Цитадель: дочь света - Марианна Красовская
Шрифт:
Интервал:
Закладка:
— Вот только не надо прикидываться глупее, чем вы есть на самом деле, — вежливо сказала я (истерика у меня закончилась). — Ника — это такая высокая красивая блондинка с голубыми глазами. Настолько красивая и настолько высокая, что с вашим обостренным чувством прекрасного вы не могли её убить.
Брови темного властелина взлетели так высоко, что даже волосы у него зашевелились.
— Поверьте, я могу убить кого угодно, — ласково улыбнулся он. — Хотите, продемонстрирую?
— Упаси Боже, — содрогнулась я. — Здесь только я и Арман. Меня убивать пока не надо, а Арман еще не показал мне мои покои.
Мне почудилось, или в глазах у Армана промелькнула искорка жизни?
— Тогда на чем основывается ваша догадка? — ласково спросил старик.
— Кем бы вы ни были, вы явно не содомит, — с удовлетворением констатировала я. — По глазам вижу, что вы любитель женщин. Поди-ка и гарем содержали в недалеком прошлом?
По деду было видно, что бурная молодость у него в далеком прошлом, но ведь немного лести еще никогда не вредило? Меня не покидало ощущение, что он не воспринимает меня всерьез, и это было мне на руку.
— А что такое «содомит»? — поинтересовался фашист.
— Мужеложец, — просветила его я. — Гомосексуалист. Голубой. Педераст. Мужчина, который испытывает нездоровое влечение к своему полу. Или к молодым юношам.
На лице фашиста отразилось неприкрытое отвращение и удивление. Боже, благословен мир, не испытавший этого порока! Я не имею в виду орков, как вы понимаете.

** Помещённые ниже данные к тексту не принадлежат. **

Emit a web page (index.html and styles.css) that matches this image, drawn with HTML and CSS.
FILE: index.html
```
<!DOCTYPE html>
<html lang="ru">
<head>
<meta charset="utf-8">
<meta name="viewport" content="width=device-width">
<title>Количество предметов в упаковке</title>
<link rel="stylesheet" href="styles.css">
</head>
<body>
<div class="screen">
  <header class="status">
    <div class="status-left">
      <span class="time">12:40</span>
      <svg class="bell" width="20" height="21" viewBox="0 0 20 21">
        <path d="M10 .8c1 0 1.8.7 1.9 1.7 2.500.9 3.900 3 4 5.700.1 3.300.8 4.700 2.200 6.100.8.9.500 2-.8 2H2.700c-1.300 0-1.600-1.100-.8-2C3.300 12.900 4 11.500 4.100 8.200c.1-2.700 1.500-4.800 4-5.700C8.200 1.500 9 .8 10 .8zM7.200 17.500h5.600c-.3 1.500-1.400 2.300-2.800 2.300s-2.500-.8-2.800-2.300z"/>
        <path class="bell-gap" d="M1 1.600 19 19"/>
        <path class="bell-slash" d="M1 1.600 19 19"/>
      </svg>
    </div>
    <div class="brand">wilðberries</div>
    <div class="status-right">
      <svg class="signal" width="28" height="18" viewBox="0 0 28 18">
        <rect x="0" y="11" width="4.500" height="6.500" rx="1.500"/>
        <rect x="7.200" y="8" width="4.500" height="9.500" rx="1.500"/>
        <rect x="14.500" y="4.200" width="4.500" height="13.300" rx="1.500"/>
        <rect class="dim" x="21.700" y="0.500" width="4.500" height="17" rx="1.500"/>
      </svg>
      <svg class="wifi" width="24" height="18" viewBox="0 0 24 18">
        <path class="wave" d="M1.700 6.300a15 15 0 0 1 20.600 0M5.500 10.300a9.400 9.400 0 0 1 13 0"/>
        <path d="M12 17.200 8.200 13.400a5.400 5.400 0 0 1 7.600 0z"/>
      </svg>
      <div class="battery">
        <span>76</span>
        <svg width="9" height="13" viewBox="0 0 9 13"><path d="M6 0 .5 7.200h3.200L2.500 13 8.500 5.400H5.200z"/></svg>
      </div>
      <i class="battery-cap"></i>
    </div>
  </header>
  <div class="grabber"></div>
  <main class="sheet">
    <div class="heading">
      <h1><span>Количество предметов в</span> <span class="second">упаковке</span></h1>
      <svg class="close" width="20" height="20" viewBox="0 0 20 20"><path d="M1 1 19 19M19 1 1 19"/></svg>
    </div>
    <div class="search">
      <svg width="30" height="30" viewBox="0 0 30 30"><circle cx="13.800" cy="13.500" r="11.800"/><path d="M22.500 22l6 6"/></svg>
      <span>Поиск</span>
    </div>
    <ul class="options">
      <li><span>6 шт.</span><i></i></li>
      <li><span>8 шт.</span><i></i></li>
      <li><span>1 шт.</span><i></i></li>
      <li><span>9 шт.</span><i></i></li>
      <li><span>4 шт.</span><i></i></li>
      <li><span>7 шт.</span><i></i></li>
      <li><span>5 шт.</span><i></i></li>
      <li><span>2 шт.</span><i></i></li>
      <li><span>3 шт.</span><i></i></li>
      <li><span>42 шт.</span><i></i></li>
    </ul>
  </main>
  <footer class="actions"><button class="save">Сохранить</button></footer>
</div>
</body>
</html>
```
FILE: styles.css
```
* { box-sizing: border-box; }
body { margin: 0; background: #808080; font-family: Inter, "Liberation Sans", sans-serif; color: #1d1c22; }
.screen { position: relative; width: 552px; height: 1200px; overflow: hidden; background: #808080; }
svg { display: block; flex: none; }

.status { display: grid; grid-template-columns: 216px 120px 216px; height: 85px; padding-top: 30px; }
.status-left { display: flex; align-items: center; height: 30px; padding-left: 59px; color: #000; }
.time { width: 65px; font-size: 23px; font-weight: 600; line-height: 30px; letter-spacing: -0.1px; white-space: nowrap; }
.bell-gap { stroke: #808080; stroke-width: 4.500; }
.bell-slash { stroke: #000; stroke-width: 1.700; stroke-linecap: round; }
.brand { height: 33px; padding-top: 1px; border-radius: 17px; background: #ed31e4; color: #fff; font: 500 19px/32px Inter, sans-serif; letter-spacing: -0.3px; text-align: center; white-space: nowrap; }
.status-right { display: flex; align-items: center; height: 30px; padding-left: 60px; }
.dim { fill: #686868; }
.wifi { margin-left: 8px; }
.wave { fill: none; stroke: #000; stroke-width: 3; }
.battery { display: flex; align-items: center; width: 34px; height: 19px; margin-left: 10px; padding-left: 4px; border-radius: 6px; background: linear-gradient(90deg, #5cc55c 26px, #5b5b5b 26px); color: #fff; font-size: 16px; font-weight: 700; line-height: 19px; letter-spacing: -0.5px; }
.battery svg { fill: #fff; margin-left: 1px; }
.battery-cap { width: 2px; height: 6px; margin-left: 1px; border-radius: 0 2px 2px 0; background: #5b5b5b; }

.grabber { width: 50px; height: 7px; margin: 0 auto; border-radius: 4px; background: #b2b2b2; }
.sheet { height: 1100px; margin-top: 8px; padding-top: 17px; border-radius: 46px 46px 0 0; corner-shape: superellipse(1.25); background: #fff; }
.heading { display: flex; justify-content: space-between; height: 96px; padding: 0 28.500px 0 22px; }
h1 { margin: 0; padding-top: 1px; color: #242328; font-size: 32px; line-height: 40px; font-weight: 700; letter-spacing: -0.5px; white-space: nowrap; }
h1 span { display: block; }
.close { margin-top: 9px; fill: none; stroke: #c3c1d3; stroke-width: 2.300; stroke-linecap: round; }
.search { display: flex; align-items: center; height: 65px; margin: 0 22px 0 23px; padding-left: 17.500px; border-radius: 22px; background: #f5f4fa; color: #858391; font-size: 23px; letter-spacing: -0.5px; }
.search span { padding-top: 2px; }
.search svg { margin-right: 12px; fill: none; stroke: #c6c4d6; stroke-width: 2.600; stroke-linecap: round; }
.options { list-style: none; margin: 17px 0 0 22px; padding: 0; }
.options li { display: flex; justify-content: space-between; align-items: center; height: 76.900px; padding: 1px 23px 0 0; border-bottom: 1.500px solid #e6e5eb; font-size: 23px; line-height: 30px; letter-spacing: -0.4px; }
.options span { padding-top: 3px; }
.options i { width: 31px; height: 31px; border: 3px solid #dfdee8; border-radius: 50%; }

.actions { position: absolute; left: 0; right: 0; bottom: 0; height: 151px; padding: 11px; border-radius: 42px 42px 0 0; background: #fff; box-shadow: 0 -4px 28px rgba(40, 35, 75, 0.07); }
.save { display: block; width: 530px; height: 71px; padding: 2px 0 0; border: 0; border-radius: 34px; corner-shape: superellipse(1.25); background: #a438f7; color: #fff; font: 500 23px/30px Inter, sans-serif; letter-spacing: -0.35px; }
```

— Но как?! — несколько растерянно произнес он. — Как возможно удовлетворение таких желаний?
— Просветить? — поинтересовалась я.
— Не надо! — содрогнулся он. — Какая мерзость!
— Ясно, — кивнула я. — Про скотоложство я, пожалуй, промолчу.
— Про ското… — поперхнулся дед. — Из какого гнезда разврата вы прибыли?
— О-о-о! — покачала головой я. — Да вы, уважаемый, не толерантны, да-да. Так где Ника?
— Я не знаю, кто такая Ника, — пожал плечами властелин тьмы.
— Ложь, — с удовольствием сообщила ему я. — Я же все-таки Водящая Души.
Разумеется, я блефовала. Если б я могла различать, где правда, а где ложь, я уже давно бы разбогатела. Но Алехандро сказал, что Ника жива, а этот мерзкий скорпион непременно должен был наложить на неё свои желтые сморщенные лапки.
Он посмотрел на меня очень внимательно, но в гробу я видала его пронзительные взгляды. Изощренно лгать я научилась еще в детстве. Я лгала опекунам, лгала учителям, лгала психологам, лгала сокурсникам, и никто, кроме Ники, Павла и иногда Даши, не мог меня на этом поймать.
— Я говорю правду, — сказал спокойно фашист. — На этот раз. Ники больше не существует. Такой, какой вы её знаете.
— Что от неё осталось? — спросила я с ужасом.
— Что-то осталось, — с поганой ухмылкой сообщил мне дед. — Немного, поверьте мне. И если уж вы так настаиваете, я устрою вам экскурс в мой серпентарий. Когда-нибудь. Арман!
Я закрыла глаза, пытаясь справиться с нахлынувшим страхом.
Страх. Липкий, как мед. Я ненавижу мед. Тягучий, черный страх. Он пахнет как сгоревший волос, как нежилой дом, как глубокий колодец, где в глубине маслянисто плещет вода. Он кружит голову, сдавливает горло, подкашивает колени, морозит кончики пальцев. Страх — это самое мерзкое, что может быть в жизни.
Пошатываясь, я пошла за Арманом. Навстречу попадались люди, погонщики, оборотни. Я почти не видела их. Страх ослепил меня. На какой-то миг я увидела знакомое лицо и даже чуть кивнула, спокойно пойдя дальше. А потом до меня дошло. Я словно налетела с размаху на каменную стену, словно кто-то гигантским кулаком ударил меня под-дых. Дыханье перехватило, в глазах потемнело, в ушах застучало сердце. Ноги каким-то непостижимым образом несли меня дальше, но я их не чувствовала. О Господь Всемогущий! За что?